── RECORDS SHOWN ──

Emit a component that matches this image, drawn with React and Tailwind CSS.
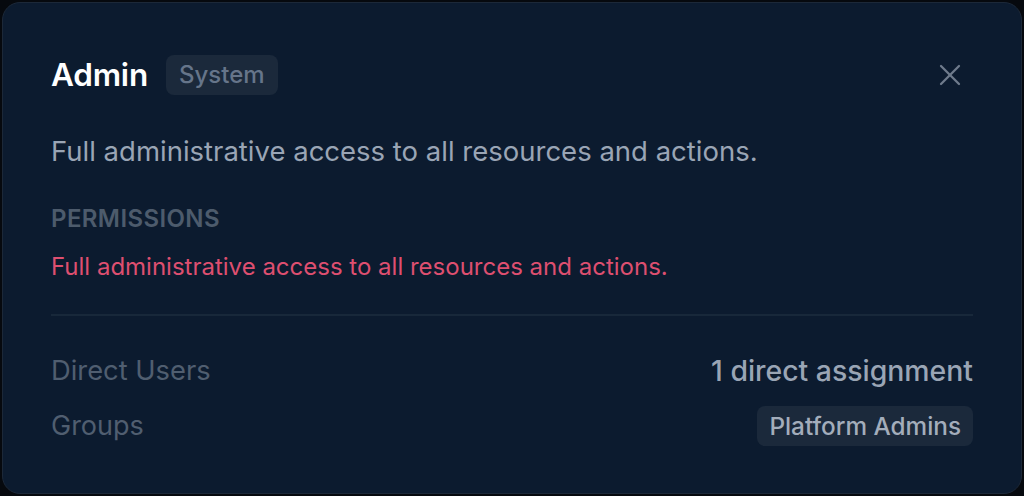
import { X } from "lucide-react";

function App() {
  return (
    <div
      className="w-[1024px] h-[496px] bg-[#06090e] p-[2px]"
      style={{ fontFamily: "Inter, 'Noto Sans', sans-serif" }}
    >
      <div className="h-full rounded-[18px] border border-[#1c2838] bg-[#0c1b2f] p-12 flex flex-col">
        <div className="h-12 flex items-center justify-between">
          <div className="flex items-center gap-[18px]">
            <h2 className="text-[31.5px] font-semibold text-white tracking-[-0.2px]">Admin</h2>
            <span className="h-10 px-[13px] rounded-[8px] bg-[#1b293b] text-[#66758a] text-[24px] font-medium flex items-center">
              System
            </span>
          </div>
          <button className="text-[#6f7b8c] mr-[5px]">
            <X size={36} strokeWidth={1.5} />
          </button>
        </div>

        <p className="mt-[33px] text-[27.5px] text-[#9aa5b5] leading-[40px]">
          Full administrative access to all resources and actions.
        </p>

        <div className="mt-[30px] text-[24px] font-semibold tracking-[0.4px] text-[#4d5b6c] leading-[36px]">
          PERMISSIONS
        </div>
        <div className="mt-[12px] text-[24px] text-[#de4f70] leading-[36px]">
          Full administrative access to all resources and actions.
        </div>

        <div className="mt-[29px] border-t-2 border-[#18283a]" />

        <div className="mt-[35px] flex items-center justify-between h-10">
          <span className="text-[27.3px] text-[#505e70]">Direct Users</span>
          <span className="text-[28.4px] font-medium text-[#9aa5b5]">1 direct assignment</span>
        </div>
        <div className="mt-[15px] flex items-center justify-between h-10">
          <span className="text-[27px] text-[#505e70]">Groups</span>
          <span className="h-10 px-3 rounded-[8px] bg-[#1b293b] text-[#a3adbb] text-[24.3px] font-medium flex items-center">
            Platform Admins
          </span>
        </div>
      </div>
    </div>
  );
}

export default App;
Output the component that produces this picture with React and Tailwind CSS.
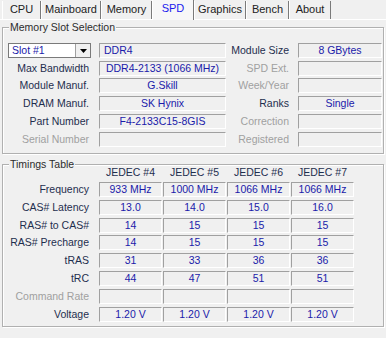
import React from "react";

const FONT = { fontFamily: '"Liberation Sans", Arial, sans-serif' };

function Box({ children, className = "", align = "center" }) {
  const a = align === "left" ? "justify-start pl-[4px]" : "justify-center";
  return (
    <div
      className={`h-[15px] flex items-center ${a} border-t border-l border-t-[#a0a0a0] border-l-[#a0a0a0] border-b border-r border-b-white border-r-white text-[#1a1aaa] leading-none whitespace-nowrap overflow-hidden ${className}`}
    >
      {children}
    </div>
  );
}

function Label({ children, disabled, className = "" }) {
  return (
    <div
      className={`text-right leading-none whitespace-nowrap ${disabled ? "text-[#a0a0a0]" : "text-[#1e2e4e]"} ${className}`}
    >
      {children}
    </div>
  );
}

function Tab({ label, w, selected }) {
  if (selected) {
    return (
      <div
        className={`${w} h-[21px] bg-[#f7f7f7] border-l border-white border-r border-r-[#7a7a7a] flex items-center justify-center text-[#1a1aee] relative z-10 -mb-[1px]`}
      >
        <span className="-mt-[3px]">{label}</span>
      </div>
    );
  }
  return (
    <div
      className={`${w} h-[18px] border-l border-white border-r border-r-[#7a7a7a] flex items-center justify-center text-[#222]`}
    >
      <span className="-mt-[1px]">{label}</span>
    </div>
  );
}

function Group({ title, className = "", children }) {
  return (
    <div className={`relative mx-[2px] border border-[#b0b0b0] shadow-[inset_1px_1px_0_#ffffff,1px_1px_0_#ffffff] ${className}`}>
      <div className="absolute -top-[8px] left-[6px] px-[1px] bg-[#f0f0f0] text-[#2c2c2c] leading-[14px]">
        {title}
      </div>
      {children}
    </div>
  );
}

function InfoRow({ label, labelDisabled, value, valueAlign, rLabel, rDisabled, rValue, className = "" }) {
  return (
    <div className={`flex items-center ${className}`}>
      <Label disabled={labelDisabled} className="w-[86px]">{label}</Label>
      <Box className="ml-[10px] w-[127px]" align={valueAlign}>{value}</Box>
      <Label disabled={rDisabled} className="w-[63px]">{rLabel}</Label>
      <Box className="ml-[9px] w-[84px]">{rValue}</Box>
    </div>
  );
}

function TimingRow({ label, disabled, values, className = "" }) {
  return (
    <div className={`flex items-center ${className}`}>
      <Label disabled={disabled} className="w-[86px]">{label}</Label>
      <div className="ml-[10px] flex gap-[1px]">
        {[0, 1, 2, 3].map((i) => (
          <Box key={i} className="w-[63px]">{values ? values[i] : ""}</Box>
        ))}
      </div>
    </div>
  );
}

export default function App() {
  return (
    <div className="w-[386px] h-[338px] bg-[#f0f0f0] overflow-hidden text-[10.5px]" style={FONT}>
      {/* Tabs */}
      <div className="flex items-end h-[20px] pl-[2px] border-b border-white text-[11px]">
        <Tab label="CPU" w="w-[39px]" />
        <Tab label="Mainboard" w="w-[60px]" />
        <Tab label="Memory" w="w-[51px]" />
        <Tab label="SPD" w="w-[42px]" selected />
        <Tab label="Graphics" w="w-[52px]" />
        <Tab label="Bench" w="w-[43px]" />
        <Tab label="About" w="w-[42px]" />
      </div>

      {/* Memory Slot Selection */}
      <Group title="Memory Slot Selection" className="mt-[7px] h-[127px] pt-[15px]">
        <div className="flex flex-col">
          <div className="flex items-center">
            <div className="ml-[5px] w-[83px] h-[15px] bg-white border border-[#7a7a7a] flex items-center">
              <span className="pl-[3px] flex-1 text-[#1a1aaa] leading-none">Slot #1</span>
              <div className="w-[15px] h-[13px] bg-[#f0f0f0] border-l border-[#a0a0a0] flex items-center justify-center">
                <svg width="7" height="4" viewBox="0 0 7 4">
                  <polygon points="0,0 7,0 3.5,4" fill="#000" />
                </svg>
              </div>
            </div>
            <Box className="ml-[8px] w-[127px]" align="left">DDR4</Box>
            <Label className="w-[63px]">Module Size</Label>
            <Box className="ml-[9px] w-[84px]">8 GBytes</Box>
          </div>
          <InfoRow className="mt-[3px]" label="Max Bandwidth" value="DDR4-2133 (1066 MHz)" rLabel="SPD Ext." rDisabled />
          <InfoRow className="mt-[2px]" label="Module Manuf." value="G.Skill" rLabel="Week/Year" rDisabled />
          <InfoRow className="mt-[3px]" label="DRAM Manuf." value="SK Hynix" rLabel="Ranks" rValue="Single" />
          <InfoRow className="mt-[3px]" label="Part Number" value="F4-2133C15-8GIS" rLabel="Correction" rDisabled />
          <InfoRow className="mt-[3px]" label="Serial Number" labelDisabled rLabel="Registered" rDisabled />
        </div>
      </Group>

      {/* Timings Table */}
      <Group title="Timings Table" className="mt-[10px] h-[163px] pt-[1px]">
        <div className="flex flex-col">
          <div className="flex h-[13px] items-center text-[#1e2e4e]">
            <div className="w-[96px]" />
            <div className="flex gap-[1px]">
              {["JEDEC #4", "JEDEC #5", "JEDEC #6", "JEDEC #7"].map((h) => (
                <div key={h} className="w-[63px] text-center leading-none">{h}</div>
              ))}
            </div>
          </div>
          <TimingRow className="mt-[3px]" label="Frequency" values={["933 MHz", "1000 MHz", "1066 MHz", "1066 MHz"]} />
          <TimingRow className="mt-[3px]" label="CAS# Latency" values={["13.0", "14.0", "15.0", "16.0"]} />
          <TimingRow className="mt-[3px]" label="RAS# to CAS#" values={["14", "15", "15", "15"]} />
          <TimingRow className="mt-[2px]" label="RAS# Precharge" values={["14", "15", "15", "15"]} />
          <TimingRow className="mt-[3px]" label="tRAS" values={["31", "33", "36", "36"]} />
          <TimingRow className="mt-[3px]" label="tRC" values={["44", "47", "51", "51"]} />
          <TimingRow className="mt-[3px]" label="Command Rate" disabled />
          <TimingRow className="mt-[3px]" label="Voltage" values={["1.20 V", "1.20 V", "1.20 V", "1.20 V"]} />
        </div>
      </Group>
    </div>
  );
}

───

Search the listing for the word "component" and return each line that holds it.

CORRECT OUTPUT →
Emit a component that matches this image, drawn with React and Tailwind CSS.
Output the component that produces this picture with React and Tailwind CSS.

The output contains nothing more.